**EXERCISE**. Retype only what runs from the beginning of the data through the line with "import React from"; please omit the pictures and keep every line exact.

**SOURCE MATERIAL**.
--

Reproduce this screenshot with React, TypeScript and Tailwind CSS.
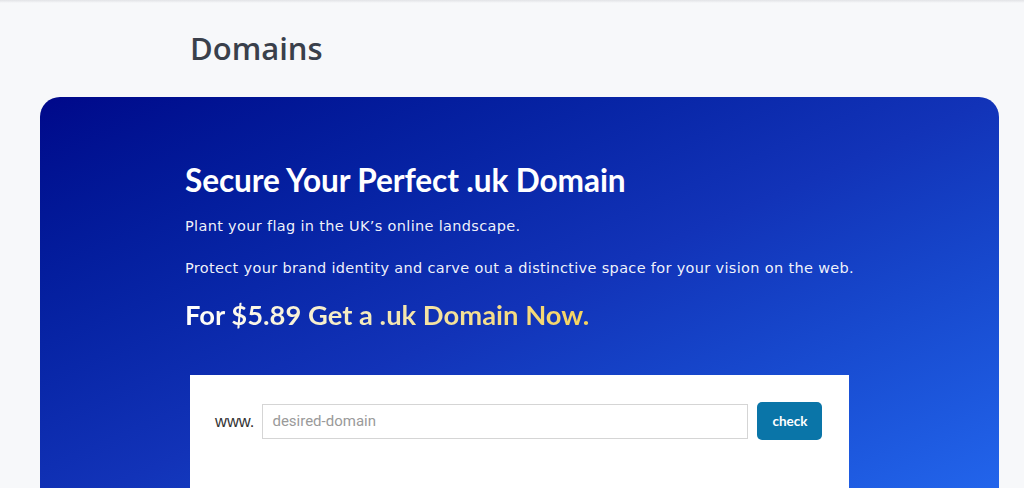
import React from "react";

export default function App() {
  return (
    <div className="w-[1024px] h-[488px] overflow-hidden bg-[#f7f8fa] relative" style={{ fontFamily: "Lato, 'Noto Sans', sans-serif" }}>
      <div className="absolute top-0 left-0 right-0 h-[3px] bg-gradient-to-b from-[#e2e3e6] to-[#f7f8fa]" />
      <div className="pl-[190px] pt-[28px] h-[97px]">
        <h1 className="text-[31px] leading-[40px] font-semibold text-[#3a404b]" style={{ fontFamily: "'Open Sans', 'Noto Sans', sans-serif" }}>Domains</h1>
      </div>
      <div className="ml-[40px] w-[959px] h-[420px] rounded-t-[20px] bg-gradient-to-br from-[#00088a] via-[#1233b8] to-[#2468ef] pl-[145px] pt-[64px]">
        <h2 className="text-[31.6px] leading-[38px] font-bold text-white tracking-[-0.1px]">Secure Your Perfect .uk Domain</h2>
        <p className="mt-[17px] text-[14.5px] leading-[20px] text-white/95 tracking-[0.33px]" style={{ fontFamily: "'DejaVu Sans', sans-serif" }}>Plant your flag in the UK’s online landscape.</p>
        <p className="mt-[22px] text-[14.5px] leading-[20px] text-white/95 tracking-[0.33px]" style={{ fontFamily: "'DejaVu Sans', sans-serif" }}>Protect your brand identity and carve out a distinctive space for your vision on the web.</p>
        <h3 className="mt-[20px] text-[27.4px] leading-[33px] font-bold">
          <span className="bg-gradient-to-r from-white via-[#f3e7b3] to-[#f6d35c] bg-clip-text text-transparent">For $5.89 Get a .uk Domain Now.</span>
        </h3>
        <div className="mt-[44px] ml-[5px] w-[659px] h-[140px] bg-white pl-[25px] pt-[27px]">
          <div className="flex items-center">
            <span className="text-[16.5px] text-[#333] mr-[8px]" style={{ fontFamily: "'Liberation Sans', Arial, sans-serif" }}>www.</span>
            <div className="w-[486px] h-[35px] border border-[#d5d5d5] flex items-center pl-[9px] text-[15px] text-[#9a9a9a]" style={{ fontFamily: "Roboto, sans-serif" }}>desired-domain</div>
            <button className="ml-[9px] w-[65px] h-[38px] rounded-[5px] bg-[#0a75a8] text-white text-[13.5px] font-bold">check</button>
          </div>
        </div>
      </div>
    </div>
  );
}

--

**RIGHT ANSWER**.
Reproduce this screenshot with React, TypeScript and Tailwind CSS.
import React from "react";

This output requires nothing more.